To proclaim—to “sing with joy for Jacob”, to proclaim the goodness and mercy of God even in our bad times, to share with others the very promises that give us so much comfort!

To praise—to “Make your praises heard”, to praise the LORD and worship Him, not only with loud hymns of praise here, but to make our entire lives one big doxology to God!  To set an example of faith and trust in the midst of whatever it is we’re going through! 

And to pray—to say, “Lord, save your people!”  To call on God at all times and in all places.  To be like blind Bartimaeus and keep on asking for God’s help—and when people tell us to stop to pray even louder. 

During Terry Anderson’s captivity, the grace of God enabled him to pray and encourage his fellow hostages.  And when it was all over—when he was finally set free—he publicly forgave the people who had hurt him. 

Terry’s now in his seventies.  And looking back, he admits that life hasn’t been easy.  Terry still struggles in his personal life.  And over the years, when he saw his captors’ faces on T.V., he’d catch himself angrily shouting at them.  In a recent interview he wondered out loud, “Am I a jerk because I was held hostage or did I survive captivity because I’m a jerk?”       

Terry’s weakness reminds us of our own, that we are the blind and the lame, the pregnant woman going into labor.  We can’t do it on our own; we need help all the time.  Yet you, me, Terry, and all of God’s people share the same hope and the same help from God’s holy Word: “I will bring them… I will lead them,” He says (v. 8, 9).  He does the work; not us.    
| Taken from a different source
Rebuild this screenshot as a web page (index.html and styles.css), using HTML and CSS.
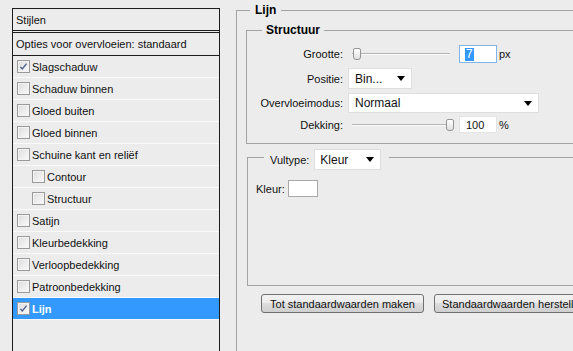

He led His people out of captivity and home to Jerusalem on a level road by streams of water.  And in the same way, He has put us on the level path of His Word and brought us to the life-giving Gospel river.  There He fills us with His power, so that amid our tears, we can still call on His holy name.  No matter what you’re going through, rest in His promises and call on His help—His help to save us now, His help to take us home to heaven.  Amen.